* **Task brief**:
Using the data below, copy each line that includes the word "code".

* **Dataset records**:
________________________________________

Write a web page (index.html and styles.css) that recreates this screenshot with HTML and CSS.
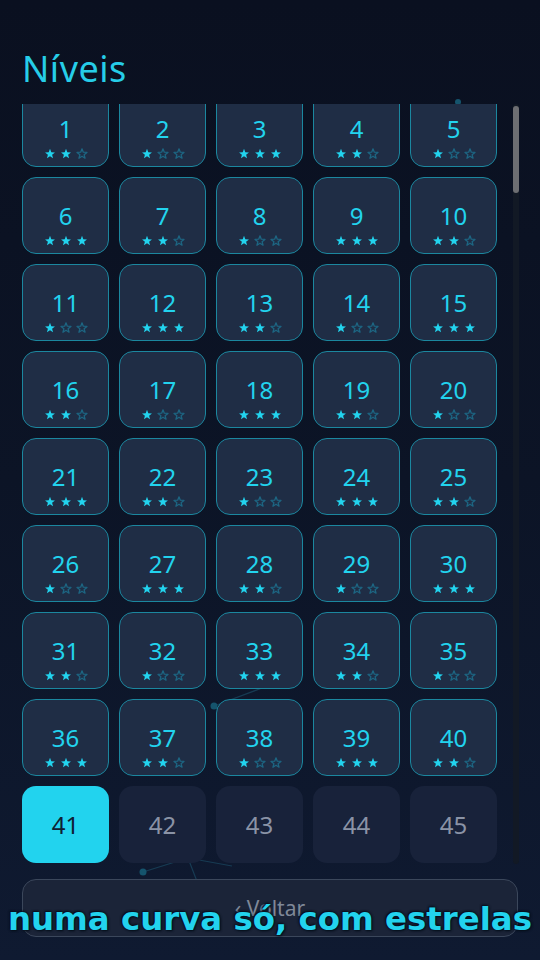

________________________________________

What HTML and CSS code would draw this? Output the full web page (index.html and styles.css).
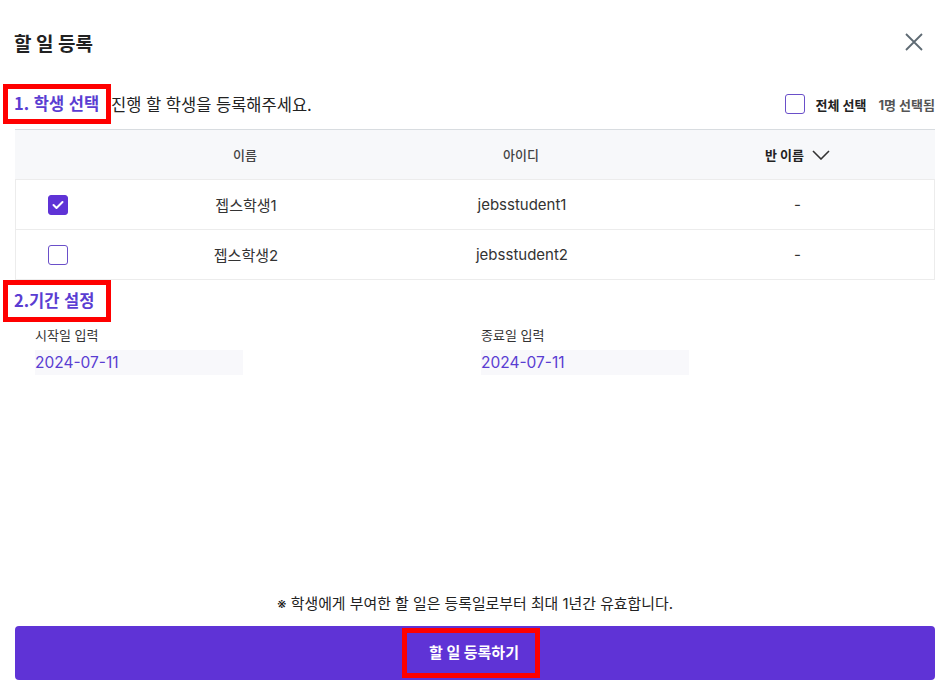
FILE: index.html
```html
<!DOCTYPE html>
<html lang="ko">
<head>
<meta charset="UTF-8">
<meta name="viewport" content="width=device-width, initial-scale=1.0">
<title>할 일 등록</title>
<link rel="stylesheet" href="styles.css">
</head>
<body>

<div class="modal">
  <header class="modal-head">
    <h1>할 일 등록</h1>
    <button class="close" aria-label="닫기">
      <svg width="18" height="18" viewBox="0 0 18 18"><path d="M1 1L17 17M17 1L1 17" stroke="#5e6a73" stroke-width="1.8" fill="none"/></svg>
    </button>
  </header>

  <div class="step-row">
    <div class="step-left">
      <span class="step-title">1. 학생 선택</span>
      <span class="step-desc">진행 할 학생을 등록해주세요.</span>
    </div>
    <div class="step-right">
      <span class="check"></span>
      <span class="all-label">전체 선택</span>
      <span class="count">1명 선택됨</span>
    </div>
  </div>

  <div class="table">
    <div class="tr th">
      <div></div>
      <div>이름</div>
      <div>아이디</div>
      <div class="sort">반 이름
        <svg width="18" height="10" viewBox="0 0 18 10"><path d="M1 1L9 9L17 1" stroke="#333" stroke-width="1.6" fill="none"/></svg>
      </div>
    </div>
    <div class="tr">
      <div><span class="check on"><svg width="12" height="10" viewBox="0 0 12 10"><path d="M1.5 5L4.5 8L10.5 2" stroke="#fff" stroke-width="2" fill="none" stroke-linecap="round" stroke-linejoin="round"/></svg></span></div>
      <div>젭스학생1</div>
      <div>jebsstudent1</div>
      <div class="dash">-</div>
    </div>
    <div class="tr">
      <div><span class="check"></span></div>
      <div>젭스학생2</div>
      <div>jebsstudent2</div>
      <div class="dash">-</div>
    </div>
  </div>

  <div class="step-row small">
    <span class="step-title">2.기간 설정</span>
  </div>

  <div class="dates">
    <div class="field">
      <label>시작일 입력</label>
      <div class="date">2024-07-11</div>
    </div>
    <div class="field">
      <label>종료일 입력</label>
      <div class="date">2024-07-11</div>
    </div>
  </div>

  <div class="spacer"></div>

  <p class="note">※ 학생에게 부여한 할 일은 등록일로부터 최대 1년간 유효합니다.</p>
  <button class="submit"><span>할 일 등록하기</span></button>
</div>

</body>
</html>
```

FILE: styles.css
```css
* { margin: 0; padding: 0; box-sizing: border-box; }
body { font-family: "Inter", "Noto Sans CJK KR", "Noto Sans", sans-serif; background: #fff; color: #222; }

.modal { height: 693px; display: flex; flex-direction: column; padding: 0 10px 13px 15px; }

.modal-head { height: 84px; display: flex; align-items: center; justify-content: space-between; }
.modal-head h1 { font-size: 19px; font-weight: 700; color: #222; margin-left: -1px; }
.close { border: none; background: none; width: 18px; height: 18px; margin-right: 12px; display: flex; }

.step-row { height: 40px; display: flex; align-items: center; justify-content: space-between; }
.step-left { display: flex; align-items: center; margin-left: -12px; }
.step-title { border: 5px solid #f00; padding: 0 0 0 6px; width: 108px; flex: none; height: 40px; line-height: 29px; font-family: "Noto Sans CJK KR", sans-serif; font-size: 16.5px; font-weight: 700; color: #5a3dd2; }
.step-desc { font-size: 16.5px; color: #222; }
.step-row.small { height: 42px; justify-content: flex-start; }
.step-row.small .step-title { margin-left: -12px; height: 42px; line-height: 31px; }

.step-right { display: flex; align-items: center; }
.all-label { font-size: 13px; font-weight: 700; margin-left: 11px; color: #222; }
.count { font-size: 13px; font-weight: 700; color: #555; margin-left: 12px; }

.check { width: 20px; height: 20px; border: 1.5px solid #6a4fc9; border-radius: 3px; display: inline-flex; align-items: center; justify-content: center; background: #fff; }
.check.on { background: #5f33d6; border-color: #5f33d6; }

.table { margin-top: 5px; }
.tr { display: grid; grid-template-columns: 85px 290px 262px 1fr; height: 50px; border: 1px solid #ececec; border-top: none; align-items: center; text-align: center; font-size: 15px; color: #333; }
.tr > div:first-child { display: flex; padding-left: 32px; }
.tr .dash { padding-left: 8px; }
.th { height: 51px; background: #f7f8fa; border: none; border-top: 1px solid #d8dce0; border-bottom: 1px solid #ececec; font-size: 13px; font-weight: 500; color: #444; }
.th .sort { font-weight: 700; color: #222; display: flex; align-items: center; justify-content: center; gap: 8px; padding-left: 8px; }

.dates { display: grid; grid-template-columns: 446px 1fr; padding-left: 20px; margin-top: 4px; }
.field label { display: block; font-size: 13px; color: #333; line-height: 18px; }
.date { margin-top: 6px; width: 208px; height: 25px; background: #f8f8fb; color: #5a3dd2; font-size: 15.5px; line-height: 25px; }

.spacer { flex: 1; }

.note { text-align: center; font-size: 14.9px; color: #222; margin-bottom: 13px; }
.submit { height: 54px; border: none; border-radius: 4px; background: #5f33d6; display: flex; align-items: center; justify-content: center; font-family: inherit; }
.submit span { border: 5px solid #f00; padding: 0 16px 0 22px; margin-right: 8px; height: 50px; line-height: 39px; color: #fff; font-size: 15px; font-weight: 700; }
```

________________________________________

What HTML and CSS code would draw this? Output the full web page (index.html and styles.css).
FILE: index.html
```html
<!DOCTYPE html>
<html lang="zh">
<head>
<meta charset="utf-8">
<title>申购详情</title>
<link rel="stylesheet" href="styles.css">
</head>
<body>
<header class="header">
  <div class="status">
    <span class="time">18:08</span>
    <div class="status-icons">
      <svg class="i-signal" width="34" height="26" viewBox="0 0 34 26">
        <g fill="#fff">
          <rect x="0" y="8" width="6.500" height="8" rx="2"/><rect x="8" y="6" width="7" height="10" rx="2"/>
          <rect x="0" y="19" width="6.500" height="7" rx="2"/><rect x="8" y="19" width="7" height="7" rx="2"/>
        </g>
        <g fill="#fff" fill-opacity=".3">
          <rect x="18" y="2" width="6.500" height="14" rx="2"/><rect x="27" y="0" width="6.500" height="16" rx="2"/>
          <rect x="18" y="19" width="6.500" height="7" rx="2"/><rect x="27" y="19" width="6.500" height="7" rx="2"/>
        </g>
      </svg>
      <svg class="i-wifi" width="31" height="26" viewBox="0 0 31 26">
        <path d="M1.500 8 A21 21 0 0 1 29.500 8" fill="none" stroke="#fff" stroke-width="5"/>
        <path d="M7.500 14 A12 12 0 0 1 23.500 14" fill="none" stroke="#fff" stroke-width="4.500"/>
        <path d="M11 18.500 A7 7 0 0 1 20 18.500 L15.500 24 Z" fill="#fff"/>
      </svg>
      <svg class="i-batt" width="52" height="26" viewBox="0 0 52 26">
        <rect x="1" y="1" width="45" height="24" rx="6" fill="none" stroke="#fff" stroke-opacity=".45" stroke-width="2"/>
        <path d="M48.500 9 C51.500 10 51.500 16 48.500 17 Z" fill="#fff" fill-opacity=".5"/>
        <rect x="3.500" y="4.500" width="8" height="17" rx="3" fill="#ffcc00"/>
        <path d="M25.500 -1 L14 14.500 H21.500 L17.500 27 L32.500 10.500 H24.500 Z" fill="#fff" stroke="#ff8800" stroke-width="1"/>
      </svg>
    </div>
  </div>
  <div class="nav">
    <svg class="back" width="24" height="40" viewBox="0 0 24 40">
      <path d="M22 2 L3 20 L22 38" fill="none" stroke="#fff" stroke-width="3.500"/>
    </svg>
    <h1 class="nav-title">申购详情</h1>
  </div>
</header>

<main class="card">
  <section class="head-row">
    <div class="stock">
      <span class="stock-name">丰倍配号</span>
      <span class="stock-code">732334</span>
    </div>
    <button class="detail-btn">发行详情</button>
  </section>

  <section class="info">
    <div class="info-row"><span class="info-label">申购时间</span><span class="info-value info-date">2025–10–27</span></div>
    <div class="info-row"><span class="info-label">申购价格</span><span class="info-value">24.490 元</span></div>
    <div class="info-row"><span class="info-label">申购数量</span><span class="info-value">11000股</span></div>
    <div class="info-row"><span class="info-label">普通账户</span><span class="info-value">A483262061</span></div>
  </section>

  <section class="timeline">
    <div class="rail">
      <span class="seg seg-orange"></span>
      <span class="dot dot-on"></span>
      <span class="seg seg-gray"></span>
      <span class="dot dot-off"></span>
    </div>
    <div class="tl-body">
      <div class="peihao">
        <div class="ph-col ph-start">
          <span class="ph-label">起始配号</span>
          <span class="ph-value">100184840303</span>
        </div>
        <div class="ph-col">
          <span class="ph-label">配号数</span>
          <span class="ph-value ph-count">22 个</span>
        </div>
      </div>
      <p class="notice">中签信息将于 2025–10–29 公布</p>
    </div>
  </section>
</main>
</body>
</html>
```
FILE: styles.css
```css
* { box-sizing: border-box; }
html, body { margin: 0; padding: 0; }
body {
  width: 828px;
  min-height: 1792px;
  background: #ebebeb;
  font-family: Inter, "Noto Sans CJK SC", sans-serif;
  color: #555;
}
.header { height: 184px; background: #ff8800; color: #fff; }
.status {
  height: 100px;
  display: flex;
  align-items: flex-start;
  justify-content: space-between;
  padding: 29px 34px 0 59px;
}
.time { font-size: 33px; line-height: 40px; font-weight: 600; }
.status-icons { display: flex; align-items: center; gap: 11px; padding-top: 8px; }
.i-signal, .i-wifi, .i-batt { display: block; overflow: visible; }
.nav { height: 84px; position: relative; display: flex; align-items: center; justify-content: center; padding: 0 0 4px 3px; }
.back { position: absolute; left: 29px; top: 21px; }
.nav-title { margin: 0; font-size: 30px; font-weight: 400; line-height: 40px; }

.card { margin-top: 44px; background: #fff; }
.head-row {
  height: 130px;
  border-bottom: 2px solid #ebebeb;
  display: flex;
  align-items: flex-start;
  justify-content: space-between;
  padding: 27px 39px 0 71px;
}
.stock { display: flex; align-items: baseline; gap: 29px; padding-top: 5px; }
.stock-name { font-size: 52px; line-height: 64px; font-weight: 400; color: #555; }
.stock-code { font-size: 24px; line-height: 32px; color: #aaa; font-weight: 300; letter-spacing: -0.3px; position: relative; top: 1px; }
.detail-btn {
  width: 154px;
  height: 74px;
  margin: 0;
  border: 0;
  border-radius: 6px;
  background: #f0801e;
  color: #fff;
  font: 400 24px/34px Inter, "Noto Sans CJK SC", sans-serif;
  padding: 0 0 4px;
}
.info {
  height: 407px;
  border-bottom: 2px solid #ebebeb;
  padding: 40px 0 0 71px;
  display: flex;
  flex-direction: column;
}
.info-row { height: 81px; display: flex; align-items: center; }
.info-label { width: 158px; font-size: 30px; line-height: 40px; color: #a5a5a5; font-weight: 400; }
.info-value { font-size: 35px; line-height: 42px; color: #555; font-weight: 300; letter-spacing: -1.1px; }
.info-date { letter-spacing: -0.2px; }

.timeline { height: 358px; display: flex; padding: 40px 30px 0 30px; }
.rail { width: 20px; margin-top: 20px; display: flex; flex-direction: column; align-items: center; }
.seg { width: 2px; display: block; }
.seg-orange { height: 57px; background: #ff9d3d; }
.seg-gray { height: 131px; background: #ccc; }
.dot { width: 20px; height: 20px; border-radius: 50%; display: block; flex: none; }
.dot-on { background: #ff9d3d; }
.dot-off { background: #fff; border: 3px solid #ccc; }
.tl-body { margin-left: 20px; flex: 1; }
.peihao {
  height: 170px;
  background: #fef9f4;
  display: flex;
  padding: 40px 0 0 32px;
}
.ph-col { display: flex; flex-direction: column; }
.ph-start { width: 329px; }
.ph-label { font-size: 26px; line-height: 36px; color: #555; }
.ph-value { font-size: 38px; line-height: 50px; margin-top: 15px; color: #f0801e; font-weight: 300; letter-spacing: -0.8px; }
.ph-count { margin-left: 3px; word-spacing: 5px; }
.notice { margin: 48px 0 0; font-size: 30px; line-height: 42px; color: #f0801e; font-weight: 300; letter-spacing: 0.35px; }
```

________________________________________

* **Full output**:
What HTML and CSS code would draw this? Output the full web page (index.html and styles.css).
What HTML and CSS code would draw this? Output the full web page (index.html and styles.css).
      <span class="stock-code">732334</span>
.stock-code { font-size: 24px; line-height: 32px; color: #aaa; font-weight: 300; letter-spacing: -0.3px; position: relative; top: 1px; }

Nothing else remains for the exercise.